» MATERIAL PROVIDED:
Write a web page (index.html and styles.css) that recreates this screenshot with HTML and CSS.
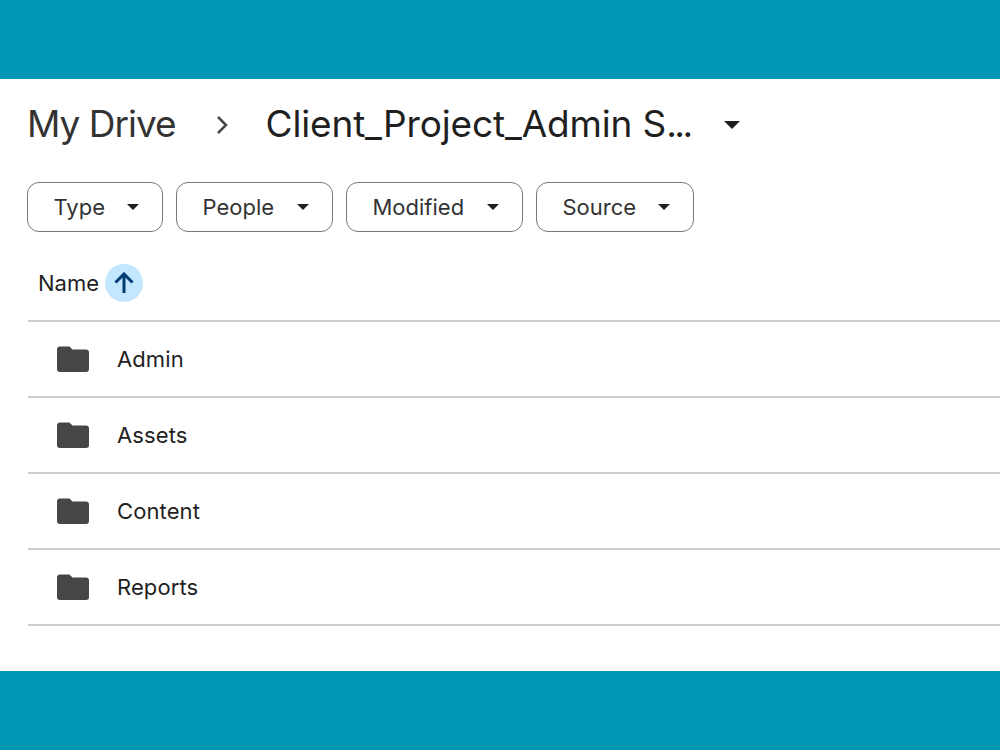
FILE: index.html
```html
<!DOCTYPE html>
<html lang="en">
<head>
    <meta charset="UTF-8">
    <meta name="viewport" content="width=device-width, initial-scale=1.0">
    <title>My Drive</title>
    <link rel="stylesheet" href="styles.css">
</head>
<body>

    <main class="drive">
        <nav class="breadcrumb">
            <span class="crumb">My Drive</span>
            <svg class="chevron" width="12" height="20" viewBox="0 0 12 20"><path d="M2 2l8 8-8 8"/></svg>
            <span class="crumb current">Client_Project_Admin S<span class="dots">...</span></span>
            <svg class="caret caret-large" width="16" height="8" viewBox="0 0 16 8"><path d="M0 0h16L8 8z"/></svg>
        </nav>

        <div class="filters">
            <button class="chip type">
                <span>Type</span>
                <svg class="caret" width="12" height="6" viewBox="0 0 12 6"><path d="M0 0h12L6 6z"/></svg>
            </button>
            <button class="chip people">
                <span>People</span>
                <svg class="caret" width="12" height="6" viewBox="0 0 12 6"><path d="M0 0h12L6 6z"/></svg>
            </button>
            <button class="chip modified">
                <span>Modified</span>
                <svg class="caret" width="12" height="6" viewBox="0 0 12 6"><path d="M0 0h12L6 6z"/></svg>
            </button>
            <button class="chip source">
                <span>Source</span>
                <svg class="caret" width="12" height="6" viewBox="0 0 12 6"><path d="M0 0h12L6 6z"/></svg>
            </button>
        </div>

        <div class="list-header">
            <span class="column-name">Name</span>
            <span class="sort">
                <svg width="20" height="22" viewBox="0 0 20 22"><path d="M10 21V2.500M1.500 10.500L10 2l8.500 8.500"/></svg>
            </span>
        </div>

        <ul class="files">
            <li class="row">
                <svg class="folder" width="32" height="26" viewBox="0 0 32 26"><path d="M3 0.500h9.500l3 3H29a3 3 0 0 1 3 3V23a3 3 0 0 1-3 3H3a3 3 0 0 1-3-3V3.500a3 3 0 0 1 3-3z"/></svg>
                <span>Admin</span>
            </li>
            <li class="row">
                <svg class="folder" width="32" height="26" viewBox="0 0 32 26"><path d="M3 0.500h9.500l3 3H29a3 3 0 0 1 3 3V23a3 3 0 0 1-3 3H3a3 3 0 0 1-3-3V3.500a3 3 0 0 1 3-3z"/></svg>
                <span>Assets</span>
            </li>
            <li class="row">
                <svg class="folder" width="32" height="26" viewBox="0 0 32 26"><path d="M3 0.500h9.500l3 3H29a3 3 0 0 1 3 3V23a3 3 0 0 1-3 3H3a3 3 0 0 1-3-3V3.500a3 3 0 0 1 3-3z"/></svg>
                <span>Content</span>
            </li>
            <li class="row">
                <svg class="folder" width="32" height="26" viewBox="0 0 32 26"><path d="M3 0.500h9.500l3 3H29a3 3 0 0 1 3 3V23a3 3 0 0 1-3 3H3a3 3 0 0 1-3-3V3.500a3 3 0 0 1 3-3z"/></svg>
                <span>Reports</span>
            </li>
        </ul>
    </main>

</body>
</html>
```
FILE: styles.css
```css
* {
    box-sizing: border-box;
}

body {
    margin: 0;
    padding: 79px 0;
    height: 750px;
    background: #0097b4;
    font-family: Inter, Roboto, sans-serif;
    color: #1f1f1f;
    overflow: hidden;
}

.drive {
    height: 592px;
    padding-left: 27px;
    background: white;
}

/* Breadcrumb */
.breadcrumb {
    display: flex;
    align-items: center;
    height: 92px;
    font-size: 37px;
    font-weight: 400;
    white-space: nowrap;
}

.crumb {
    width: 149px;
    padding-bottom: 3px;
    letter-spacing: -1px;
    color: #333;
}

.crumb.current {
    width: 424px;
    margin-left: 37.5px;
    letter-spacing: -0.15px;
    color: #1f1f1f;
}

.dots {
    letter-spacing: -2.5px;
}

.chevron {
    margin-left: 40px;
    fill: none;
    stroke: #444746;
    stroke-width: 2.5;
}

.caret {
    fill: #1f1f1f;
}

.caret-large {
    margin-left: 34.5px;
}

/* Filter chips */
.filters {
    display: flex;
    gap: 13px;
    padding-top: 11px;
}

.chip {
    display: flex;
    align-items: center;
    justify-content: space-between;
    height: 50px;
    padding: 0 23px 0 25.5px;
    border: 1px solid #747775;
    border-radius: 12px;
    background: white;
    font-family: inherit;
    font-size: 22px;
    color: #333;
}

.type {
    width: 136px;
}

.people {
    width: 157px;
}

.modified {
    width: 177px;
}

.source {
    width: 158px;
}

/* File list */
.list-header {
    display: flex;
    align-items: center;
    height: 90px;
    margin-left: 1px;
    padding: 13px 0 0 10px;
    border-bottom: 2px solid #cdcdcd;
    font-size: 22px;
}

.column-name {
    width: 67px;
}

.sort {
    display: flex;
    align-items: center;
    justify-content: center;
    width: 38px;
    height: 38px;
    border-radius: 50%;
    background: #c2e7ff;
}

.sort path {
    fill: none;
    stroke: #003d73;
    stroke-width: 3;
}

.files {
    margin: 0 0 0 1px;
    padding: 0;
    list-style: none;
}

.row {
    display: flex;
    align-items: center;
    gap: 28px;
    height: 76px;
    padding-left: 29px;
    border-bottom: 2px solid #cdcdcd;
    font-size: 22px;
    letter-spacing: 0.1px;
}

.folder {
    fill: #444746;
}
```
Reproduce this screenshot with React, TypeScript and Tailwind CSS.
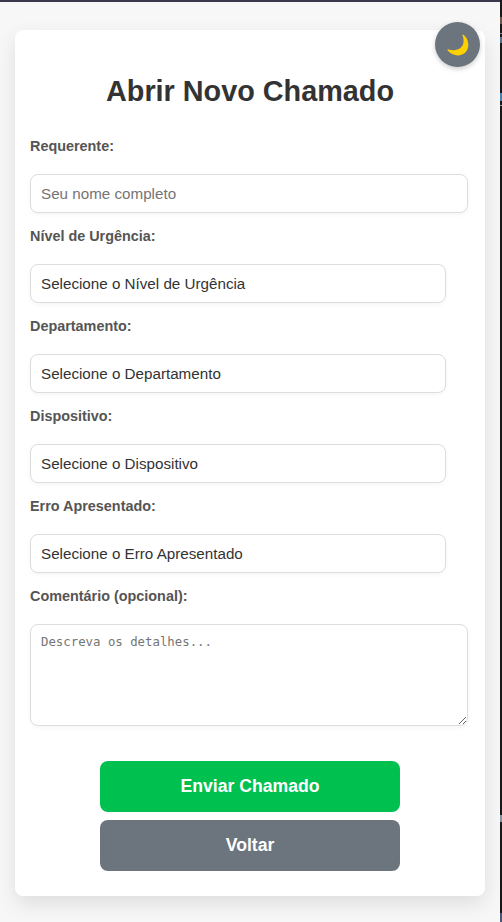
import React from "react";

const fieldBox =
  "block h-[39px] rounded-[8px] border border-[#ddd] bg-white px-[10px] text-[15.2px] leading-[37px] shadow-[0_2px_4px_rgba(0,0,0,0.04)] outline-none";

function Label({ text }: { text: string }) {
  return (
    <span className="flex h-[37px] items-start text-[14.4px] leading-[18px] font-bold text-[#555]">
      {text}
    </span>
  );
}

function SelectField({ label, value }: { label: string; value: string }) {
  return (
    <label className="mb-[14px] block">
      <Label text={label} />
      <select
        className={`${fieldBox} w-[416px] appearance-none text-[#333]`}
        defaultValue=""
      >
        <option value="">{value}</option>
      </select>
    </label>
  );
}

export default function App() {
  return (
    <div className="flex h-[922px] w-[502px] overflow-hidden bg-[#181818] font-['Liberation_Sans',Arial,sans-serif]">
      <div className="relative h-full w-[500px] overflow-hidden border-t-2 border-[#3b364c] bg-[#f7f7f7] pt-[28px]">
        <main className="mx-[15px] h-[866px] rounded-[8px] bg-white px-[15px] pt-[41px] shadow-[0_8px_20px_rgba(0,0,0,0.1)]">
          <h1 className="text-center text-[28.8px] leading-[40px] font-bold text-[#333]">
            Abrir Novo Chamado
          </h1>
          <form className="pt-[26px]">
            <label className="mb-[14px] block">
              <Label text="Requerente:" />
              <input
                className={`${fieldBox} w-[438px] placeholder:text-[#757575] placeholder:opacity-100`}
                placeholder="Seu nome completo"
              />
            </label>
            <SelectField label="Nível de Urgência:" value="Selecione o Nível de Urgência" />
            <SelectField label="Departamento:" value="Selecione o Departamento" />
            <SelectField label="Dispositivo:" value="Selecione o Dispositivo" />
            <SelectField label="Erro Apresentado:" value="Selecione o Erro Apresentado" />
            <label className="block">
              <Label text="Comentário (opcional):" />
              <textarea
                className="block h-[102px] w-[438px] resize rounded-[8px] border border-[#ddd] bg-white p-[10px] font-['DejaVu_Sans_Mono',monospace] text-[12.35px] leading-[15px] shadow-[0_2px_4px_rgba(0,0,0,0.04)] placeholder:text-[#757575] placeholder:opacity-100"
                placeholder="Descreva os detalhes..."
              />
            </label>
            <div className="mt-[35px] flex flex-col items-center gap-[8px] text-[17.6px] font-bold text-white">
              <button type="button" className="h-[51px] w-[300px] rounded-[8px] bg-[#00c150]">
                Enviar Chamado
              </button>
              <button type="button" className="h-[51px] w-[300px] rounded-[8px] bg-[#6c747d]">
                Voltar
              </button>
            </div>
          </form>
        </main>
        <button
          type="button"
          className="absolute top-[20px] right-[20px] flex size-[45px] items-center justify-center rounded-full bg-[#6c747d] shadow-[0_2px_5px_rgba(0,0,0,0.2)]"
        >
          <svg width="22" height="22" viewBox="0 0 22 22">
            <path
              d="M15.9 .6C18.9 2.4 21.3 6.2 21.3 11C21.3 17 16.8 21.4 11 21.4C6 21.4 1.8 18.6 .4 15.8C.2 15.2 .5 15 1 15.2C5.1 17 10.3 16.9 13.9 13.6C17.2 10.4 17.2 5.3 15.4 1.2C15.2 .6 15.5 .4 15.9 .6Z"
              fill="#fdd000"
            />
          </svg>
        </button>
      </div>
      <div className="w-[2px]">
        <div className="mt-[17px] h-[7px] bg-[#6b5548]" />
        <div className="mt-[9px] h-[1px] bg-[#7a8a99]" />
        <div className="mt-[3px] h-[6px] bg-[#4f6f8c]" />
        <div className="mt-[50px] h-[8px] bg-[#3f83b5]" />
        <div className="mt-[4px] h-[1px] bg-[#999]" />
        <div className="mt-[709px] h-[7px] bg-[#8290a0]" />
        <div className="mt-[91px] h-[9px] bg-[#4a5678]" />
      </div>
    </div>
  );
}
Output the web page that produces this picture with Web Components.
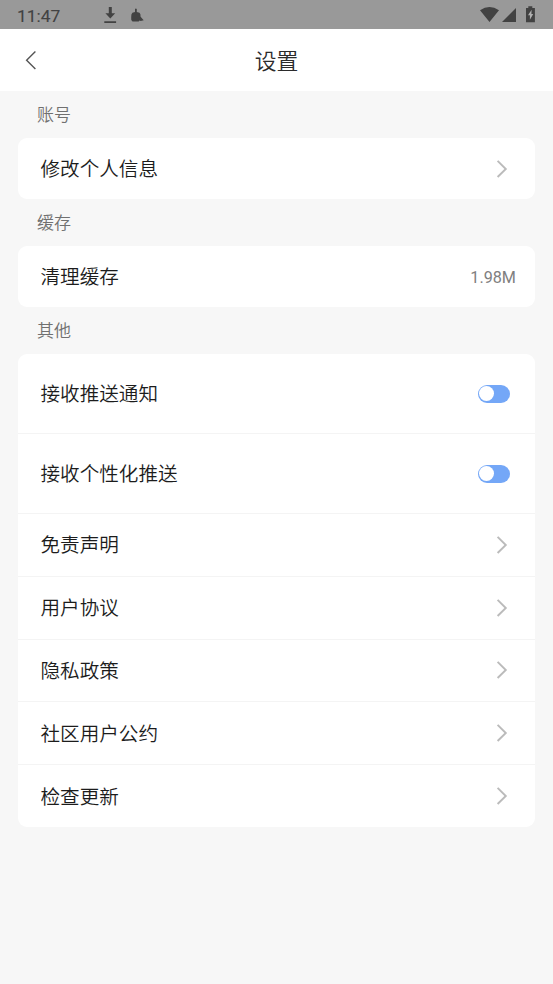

» DIRECTIONS FOR THIS TASK:
Repeat exactly, and only, the lines between the line holding "Reproduce this screenshot" and the line holding "h-[39px] rounded-[8px] border", inclusive, leaving pictures out.

» SOLUTION TO THIS TASK:
Reproduce this screenshot with React, TypeScript and Tailwind CSS.
import React from "react";

const fieldBox =
  "block h-[39px] rounded-[8px] border border-[#ddd] bg-white px-[10px] text-[15.2px] leading-[37px] shadow-[0_2px_4px_rgba(0,0,0,0.04)] outline-none";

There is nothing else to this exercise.